Wednesday, 24 October 2012

What is RDR - Financial Planning – Part 1

Central to RDR has been the aim of raising the professional standards of investment advisers, giving consumers greater confidence in the advice being offered. 

Although journalists are keen to focus on fees one aspect they seem to be missing is the importance of financial planning. In the next next two blogs I want to explore this further, and why it matters.

One of the most important aspects of investing is planning. As I have argued before in blogs you don’t approach a DIY job without putting in place a plan and ensuring you have all the tools to deliver on the project.

Whether you go down the DIY route or whether you seek financial advice the crucial aspect is planning.

In this first blog I want to focus on the fixation we continue to have on cash savings. There are two aspects to this, firstly we perceive cash to be safe and secondly in retirement cash has been seen as a source of income.

In 1999 the average cash ISA was paying 6% a year. So the argument around an income seems a strong one. So if I had £100,000 then I would receive around £6,000 in interest payments. However, the average cash ISA is now paying less than 1% a year. If I continue to take £6,000 a year not only am I losing out to inflation but with no growth I am quickly eroding my savings base.

Even if I don’t take any income £100,000 invested in cash in 2012 could see its value fall by 17% over the next 10 years. This is based on an interest rate of 0.8% and inflation of 2.6%.

Another aspect to consider is that if the cash is being used in retirement we are living longer, for many 20 years of retirement is not unheard of. To hold money in cash for 20 years will have a material impact on retirement income.

So how does this apply to financial planning? I recently searched for retirement income; I came up with a number of solutions from direct platforms – structured products, corporate bonds, investment funds etc. Many promising income of 5% p.a. plus. This all seems really appealing but there is a risk with all of these investments and how much do we understand that risk.

Financial planning starts with looking at what your goals are and then working down to the solution. So let’s consider someone with £100,000 and wanting to provide an income.

Financial planning will start with what income the person wants, and what they have to deliver that income. So for example someone might want £1,500 NET a month. They have a state pension paying £800 GROSS per month, perhaps some pension income paying £500 GROSS per month. So the net income is around £1,200 per month. This means they need around £300 a month from the investments.
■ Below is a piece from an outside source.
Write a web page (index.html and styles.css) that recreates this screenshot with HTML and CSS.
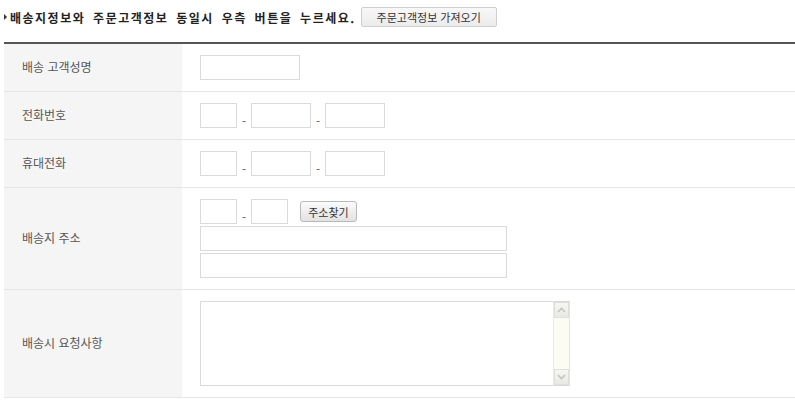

The next step is then to consider how to provide sustainable long term income; this is about understanding a client’s attitude to risk. Most clients in retirement will say they are cautious or even defensive but if you tell them that their investments will erode whilst in cash they start to worry. Carefully constructed portfolios can deliver returns over the long term in excess of cash and inflation. There will be an element of volatility but it enables clients to receive income and growth.

Once you start to build a plan around the investments then you can consider the most tax efficient wrapper, this could be an ISA which provides a tax free income, or it can be held outside of an ISA where you use your CGT allowance.

So a financial plan is about building a whole picture. We no longer live in a risk free world, and whether you decide to go direct or go to a financial planner you need to consider what your plan is. RDR will make charges more transparent but ultimately if we don’t understand the concept of a financial plan then no amount of changes to our industry will help in our attitude to investing. 

Disclaimer: This is just an example, other solutions may be appropriate depending on an individuals circumstances.